This was a major study and series of reports examining the overall NCAA Division I model, focusing especially on the impact of NCAA FBS football on D-I sports as a whole.

===Finances of College Sports===
The Commission has also led several initiatives to provide greater financial transparency for college sports:

- In 2013, the Commission launched the first-of-its-kind financial database tracking academic and athletics finances for Division I institutions, the College Athletics Financial Information (CAFI) Database. In March 2022, the Commission partnered with the S.I. Newhouse School of Public Communications at Syracuse University to manage the database, rebranded as the Knight-Newhouse College Athletics Database.
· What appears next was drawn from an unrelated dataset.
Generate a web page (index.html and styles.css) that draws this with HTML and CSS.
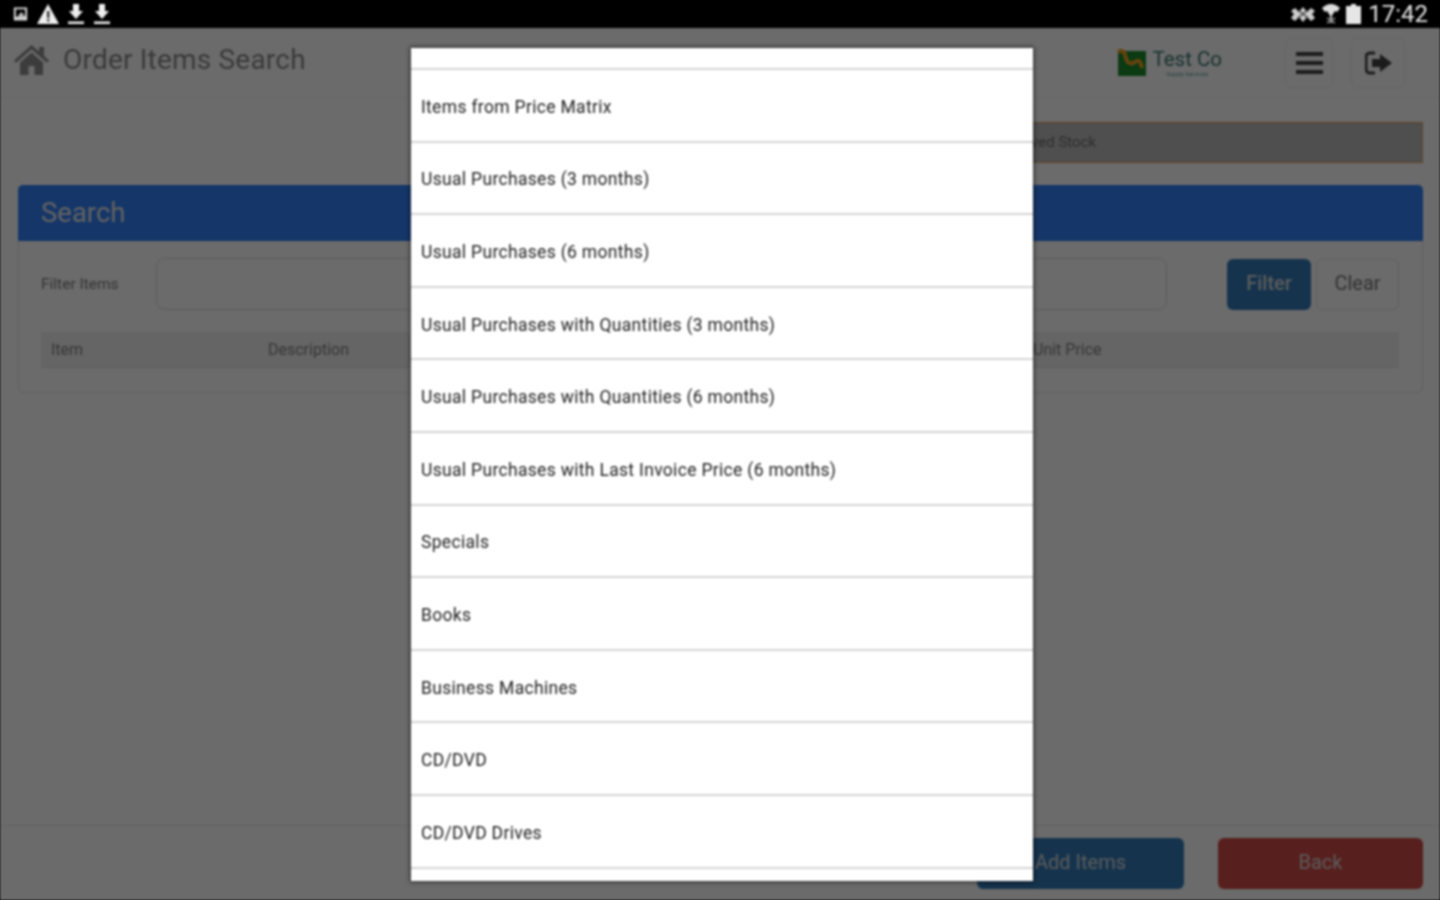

- In 2017, the Knight Commission’s efforts led to the NCAA changing its annual financial report to require separate reporting for bonuses paid to college football coaches for postseason appearances and wins instead of grouping those bonuses with other postseason expenses.

==Key Reports==
- First report: Keeping Faith with the Student Athlete
- Second report: A Call to Action
- Third report: Restoring the Balance
- Fourth major study and series of reports: Transforming the NCAA D-I Model Series
- Fifth report: Achieving Racial Equity in College Sports

===First report: Keeping Faith with the Student Athlete===
The Commission issued its groundbreaking report, Keeping Faith with the Student Athlete: A New Model for Intercollegiate Athletics in 1991. In the report, the Knight Commission proposed a major overhaul in the way colleges run their athletic departments, proposing what it called the “one-plus-three” model — in which the “one,” control by the college president, is directed toward the “three” goals of academic integrity, financial integrity and independent certification. The report was influential in the implementation of many reforms by the NCAA, including a major restructuring within the NCAA itself, when in 1996 the governance of the association was taken away from college athletic directors and put into the hands of college presidents.
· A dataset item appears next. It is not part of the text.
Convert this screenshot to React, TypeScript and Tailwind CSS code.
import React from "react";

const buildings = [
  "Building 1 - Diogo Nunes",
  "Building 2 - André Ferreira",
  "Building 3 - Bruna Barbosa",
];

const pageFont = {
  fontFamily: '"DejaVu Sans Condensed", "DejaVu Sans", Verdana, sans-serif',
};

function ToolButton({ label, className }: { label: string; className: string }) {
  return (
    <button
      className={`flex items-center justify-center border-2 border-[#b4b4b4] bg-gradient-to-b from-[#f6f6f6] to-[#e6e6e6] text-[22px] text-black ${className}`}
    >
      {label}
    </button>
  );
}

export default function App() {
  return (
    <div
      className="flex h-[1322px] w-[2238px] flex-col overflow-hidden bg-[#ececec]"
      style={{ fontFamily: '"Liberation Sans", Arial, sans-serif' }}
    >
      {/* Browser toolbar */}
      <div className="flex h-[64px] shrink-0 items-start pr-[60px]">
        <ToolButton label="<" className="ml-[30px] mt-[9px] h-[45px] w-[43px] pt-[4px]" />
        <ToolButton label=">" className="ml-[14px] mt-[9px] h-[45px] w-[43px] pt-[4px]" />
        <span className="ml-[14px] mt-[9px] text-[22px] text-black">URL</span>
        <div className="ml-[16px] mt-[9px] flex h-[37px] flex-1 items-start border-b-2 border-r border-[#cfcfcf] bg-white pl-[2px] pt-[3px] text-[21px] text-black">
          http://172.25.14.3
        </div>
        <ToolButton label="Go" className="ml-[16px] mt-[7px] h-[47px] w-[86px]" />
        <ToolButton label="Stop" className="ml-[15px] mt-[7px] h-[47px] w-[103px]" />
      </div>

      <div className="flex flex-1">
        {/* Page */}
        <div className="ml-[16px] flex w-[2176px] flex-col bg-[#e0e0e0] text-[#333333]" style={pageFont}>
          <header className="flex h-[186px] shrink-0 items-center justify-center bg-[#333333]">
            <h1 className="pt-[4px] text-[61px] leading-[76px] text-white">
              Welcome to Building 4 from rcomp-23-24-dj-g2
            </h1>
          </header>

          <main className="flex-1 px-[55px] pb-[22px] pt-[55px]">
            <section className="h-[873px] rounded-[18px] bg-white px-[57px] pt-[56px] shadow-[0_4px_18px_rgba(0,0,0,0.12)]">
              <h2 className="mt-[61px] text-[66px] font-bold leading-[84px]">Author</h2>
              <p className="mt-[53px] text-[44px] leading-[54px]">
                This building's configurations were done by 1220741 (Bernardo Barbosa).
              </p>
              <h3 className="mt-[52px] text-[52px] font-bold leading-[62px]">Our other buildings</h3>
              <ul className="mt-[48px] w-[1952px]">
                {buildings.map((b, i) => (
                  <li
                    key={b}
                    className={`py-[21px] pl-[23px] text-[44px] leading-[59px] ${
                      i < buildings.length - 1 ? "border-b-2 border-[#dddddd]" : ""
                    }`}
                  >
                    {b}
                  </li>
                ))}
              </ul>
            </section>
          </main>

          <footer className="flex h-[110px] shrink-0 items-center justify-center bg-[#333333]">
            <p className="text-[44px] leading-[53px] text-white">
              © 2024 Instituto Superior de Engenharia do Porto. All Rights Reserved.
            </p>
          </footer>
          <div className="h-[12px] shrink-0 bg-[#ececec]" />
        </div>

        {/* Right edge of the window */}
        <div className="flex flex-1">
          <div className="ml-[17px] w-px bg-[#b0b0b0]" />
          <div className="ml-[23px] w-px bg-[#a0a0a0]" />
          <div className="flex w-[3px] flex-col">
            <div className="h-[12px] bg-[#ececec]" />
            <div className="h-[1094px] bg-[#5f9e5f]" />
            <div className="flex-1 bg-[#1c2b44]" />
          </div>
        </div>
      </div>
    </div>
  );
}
===Second report: A Call to Action===
In 2001, the Commission issued its second major report, A Call to Action: Reconnecting College Sports and Higher Education, which reiterated almost all of the original report's recommendations.

One notable recommendation was that the NCAA restrict participation in postseason to teams whose graduation rate is 50 percent or greater, a concept that influenced the development of NCAA academic policies and, ultimately, its 2011 adoption of an academic threshold for postseason competition.
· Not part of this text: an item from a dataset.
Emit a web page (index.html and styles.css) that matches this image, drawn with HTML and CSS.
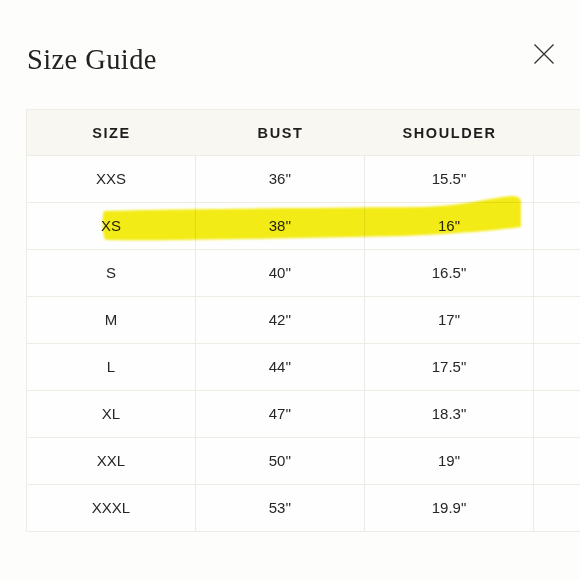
FILE: index.html
```html
<!DOCTYPE html>
<html>
<head>
<meta charset="utf-8">
<link rel="stylesheet" href="styles.css">
</head>
<body>
<div class="page">
  <header class="top">
    <h1 class="title">Size Guide</h1>
    <button class="close" aria-label="Close">
      <svg width="22" height="22" viewBox="0 0 22 22"><path d="M1.5 1.5 L20.5 20.5 M20.5 1.5 L1.5 20.5" stroke="#333" stroke-width="1.3" fill="none"/></svg>
    </button>
  </header>
  <div class="table">
    <div class="cell head">SIZE</div><div class="cell head">BUST</div><div class="cell head">SHOULDER</div><div class="cell head"></div>
    <div class="cell">XXS</div><div class="cell">36''</div><div class="cell">15.5"</div><div class="cell"></div>
    <div class="cell">XS</div><div class="cell">38''</div><div class="cell">16"</div><div class="cell"></div>
    <div class="cell">S</div><div class="cell">40''</div><div class="cell">16.5"</div><div class="cell"></div>
    <div class="cell">M</div><div class="cell">42''</div><div class="cell">17"</div><div class="cell"></div>
    <div class="cell">L</div><div class="cell">44''</div><div class="cell">17.5"</div><div class="cell"></div>
    <div class="cell">XL</div><div class="cell">47''</div><div class="cell">18.3"</div><div class="cell"></div>
    <div class="cell">XXL</div><div class="cell">50''</div><div class="cell">19"</div><div class="cell"></div>
    <div class="cell">XXXL</div><div class="cell">53''</div><div class="cell">19.9"</div><div class="cell"></div>
  </div>
  <svg class="marker" width="580" height="580" viewBox="0 0 580 580">
    <defs><filter id="soft"><feGaussianBlur stdDeviation="0.8"/></filter></defs>
    <path filter="url(#soft)" d="M104 211 C170 209 300 208 420 207 C465 206 488 198 512 196 C518 196 521 198 521 203 L521 227 C480 232 430 236 350 237 C250 239 150 241 106 240 C102 238 102 214 104 211 Z" fill="#f4ec12"/>
  </svg>
</div>
</body>
</html>
```
FILE: styles.css
```css
html, body {
  margin: 0;
  padding: 0;
  background: #fdfdfc;
  overflow: hidden;
}
.page {
  position: relative;
  width: 580px;
  height: 580px;
  overflow: hidden;
}
.top {
  display: flex;
  justify-content: space-between;
  align-items: flex-start;
  padding: 42px 25px 0 27px;
  height: 72px;
  box-sizing: border-box;
}
.title {
  margin: 0;
  font-family: "Liberation Serif", serif;
  font-weight: 400;
  font-size: 28.5px;
  line-height: 36px;
  letter-spacing: 0.4px;
  color: #222;
}
.close {
  margin-top: 1px;
  border: 0;
  background: none;
  padding: 0;
  width: 22px;
  height: 22px;
}
.table {
  margin-left: 26px;
  display: grid;
  grid-template-columns: repeat(4, 169px);
  grid-template-rows: 46px;
  grid-auto-rows: 47px;
  width: 676px;
  border-left: 1px solid #efece6;
  border-bottom: 1px solid #efece6;
  margin-top: 37px;
}
.cell {
  display: flex;
  align-items: center;
  justify-content: center;
  font-family: "Liberation Sans", Arial, sans-serif;
  font-size: 15px;
  color: #262626;
  border-top: 1px solid #efece6;
  border-right: 1px solid #eceae6;
  box-sizing: border-box;
  background: #fefefe;
  padding-bottom: 2px;
}
.cell.head {
  background: #f8f7f2;
  font-weight: 700;
  font-size: 14.5px;
  letter-spacing: 1.6px;
  color: #1e1e1e;
  border-right: none;
  border-top: 1px solid #f0ede6;
  padding-bottom: 0;
}
.marker {
  position: absolute;
  left: 0;
  top: 0;
  mix-blend-mode: multiply;
  pointer-events: none;
}
```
===Third report: Restoring the Balance===
The Knight Commission’s third report Restoring the Balance: Dollars, Values, and the Future of College Sports was released in 2010. It calls for strengthening accountability through transparency, rewarding practices that make academics a priority, and treating athletes as students first.

The report also recommended that a portion of the NCAA financial incentives reward academic outcomes. The NCAA adopted changes to its revenue distribution formula in 2016 to reward academic outcomes.

===Fourth major study and series of reports: Transforming the NCAA D-I Model Series===

"Transforming the NCAA D-I Model" was an examination of the overall NCAA Division I model, focusing especially on the impact of NCAA FBS football on D-I sports as a whole.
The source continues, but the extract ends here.